* Given exercise
Reproduce the material exactly, omitting nothing.

* Given information
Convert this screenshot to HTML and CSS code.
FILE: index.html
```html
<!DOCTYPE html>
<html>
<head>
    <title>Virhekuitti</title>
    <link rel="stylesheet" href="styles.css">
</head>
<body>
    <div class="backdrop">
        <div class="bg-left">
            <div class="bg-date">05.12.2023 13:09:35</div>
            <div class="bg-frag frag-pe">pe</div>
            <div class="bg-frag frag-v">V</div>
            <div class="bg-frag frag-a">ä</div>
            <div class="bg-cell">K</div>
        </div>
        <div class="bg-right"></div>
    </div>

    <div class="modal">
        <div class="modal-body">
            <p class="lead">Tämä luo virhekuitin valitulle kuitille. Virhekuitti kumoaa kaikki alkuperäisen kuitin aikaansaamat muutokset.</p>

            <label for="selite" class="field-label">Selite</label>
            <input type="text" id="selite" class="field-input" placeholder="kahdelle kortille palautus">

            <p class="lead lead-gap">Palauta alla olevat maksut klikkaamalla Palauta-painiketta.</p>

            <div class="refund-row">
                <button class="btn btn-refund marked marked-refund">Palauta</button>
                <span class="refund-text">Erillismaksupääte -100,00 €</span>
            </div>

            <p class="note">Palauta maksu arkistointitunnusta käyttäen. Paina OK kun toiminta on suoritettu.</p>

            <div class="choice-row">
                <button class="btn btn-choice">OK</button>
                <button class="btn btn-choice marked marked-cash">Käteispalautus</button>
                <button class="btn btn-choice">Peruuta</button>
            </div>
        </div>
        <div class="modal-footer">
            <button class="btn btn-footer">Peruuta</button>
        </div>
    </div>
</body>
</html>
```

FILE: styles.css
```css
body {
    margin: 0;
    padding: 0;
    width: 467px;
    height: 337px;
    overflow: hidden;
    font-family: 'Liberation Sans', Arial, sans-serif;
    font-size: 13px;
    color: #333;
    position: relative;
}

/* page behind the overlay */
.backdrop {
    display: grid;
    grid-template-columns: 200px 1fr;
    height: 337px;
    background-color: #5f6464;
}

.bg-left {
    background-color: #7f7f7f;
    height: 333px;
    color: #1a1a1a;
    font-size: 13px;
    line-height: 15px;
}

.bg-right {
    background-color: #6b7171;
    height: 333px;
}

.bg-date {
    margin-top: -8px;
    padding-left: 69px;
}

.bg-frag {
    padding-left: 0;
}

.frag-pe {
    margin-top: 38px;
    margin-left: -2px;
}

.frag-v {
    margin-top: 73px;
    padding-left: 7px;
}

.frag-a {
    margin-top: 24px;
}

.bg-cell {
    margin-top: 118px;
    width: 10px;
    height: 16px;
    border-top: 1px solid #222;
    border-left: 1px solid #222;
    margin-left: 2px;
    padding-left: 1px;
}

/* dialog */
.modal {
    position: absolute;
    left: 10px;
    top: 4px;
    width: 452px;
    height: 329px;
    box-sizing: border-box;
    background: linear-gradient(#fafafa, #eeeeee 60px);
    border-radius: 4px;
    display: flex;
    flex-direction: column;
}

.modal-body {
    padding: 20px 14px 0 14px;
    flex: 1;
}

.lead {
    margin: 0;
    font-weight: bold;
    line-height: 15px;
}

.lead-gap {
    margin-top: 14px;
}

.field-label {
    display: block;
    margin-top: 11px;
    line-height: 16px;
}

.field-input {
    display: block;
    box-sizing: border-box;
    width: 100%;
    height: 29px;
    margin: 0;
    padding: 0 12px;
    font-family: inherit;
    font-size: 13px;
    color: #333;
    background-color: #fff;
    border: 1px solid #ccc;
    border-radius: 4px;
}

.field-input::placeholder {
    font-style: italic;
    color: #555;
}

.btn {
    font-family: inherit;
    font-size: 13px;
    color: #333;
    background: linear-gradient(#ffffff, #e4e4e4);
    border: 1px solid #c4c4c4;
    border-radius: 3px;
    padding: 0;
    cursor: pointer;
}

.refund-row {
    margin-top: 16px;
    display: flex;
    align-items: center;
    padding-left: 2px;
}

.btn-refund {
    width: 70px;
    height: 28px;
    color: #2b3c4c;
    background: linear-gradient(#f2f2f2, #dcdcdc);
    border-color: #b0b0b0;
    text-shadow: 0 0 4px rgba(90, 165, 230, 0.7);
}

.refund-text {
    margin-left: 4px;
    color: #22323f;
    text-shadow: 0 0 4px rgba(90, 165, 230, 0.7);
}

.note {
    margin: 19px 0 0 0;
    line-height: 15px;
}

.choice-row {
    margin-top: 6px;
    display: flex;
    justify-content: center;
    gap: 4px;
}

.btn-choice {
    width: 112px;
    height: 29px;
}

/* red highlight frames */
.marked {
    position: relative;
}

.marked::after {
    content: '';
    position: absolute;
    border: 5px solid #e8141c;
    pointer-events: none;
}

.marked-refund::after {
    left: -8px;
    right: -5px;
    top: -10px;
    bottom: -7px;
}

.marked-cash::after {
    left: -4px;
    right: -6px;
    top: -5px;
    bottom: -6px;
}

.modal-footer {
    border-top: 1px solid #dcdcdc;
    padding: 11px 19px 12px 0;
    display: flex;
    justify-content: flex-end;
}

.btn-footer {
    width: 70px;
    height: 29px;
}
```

* Task answer
Convert this screenshot to HTML and CSS code.
FILE: index.html
```html
<!DOCTYPE html>
<html>
<head>
    <title>Virhekuitti</title>
    <link rel="stylesheet" href="styles.css">
</head>
<body>
    <div class="backdrop">
        <div class="bg-left">
            <div class="bg-date">05.12.2023 13:09:35</div>
            <div class="bg-frag frag-pe">pe</div>
            <div class="bg-frag frag-v">V</div>
            <div class="bg-frag frag-a">ä</div>
            <div class="bg-cell">K</div>
        </div>
        <div class="bg-right"></div>
    </div>

    <div class="modal">
        <div class="modal-body">
            <p class="lead">Tämä luo virhekuitin valitulle kuitille. Virhekuitti kumoaa kaikki alkuperäisen kuitin aikaansaamat muutokset.</p>

            <label for="selite" class="field-label">Selite</label>
            <input type="text" id="selite" class="field-input" placeholder="kahdelle kortille palautus">

            <p class="lead lead-gap">Palauta alla olevat maksut klikkaamalla Palauta-painiketta.</p>

            <div class="refund-row">
                <button class="btn btn-refund marked marked-refund">Palauta</button>
                <span class="refund-text">Erillismaksupääte -100,00 €</span>
            </div>

            <p class="note">Palauta maksu arkistointitunnusta käyttäen. Paina OK kun toiminta on suoritettu.</p>

            <div class="choice-row">
                <button class="btn btn-choice">OK</button>
                <button class="btn btn-choice marked marked-cash">Käteispalautus</button>
                <button class="btn btn-choice">Peruuta</button>
            </div>
        </div>
        <div class="modal-footer">
            <button class="btn btn-footer">Peruuta</button>
        </div>
    </div>
</body>
</html>
```

FILE: styles.css
```css
body {
    margin: 0;
    padding: 0;
    width: 467px;
    height: 337px;
    overflow: hidden;
    font-family: 'Liberation Sans', Arial, sans-serif;
    font-size: 13px;
    color: #333;
    position: relative;
}

/* page behind the overlay */
.backdrop {
    display: grid;
    grid-template-columns: 200px 1fr;
    height: 337px;
    background-color: #5f6464;
}

.bg-left {
    background-color: #7f7f7f;
    height: 333px;
    color: #1a1a1a;
    font-size: 13px;
    line-height: 15px;
}

.bg-right {
    background-color: #6b7171;
    height: 333px;
}

.bg-date {
    margin-top: -8px;
    padding-left: 69px;
}

.bg-frag {
    padding-left: 0;
}

.frag-pe {
    margin-top: 38px;
    margin-left: -2px;
}

.frag-v {
    margin-top: 73px;
    padding-left: 7px;
}

.frag-a {
    margin-top: 24px;
}

.bg-cell {
    margin-top: 118px;
    width: 10px;
    height: 16px;
    border-top: 1px solid #222;
    border-left: 1px solid #222;
    margin-left: 2px;
    padding-left: 1px;
}

/* dialog */
.modal {
    position: absolute;
    left: 10px;
    top: 4px;
    width: 452px;
    height: 329px;
    box-sizing: border-box;
    background: linear-gradient(#fafafa, #eeeeee 60px);
    border-radius: 4px;
    display: flex;
    flex-direction: column;
}

.modal-body {
    padding: 20px 14px 0 14px;
    flex: 1;
}

.lead {
    margin: 0;
    font-weight: bold;
    line-height: 15px;
}

.lead-gap {
    margin-top: 14px;
}

.field-label {
    display: block;
    margin-top: 11px;
    line-height: 16px;
}

.field-input {
    display: block;
    box-sizing: border-box;
    width: 100%;
    height: 29px;
    margin: 0;
    padding: 0 12px;
    font-family: inherit;
    font-size: 13px;
    color: #333;
    background-color: #fff;
    border: 1px solid #ccc;
    border-radius: 4px;
}

.field-input::placeholder {
    font-style: italic;
    color: #555;
}

.btn {
    font-family: inherit;
    font-size: 13px;
    color: #333;
    background: linear-gradient(#ffffff, #e4e4e4);
    border: 1px solid #c4c4c4;
    border-radius: 3px;
    padding: 0;
    cursor: pointer;
}

.refund-row {
    margin-top: 16px;
    display: flex;
    align-items: center;
    padding-left: 2px;
}

.btn-refund {
    width: 70px;
    height: 28px;
    color: #2b3c4c;
    background: linear-gradient(#f2f2f2, #dcdcdc);
    border-color: #b0b0b0;
    text-shadow: 0 0 4px rgba(90, 165, 230, 0.7);
}

.refund-text {
    margin-left: 4px;
    color: #22323f;
    text-shadow: 0 0 4px rgba(90, 165, 230, 0.7);
}

.note {
    margin: 19px 0 0 0;
    line-height: 15px;
}

.choice-row {
    margin-top: 6px;
    display: flex;
    justify-content: center;
    gap: 4px;
}

.btn-choice {
    width: 112px;
    height: 29px;
}

/* red highlight frames */
.marked {
    position: relative;
}

.marked::after {
    content: '';
    position: absolute;
    border: 5px solid #e8141c;
    pointer-events: none;
}

.marked-refund::after {
    left: -8px;
    right: -5px;
    top: -10px;
    bottom: -7px;
}

.marked-cash::after {
    left: -4px;
    right: -6px;
    top: -5px;
    bottom: -6px;
}

.modal-footer {
    border-top: 1px solid #dcdcdc;
    padding: 11px 19px 12px 0;
    display: flex;
    justify-content: flex-end;
}

.btn-footer {
    width: 70px;
    height: 29px;
}
```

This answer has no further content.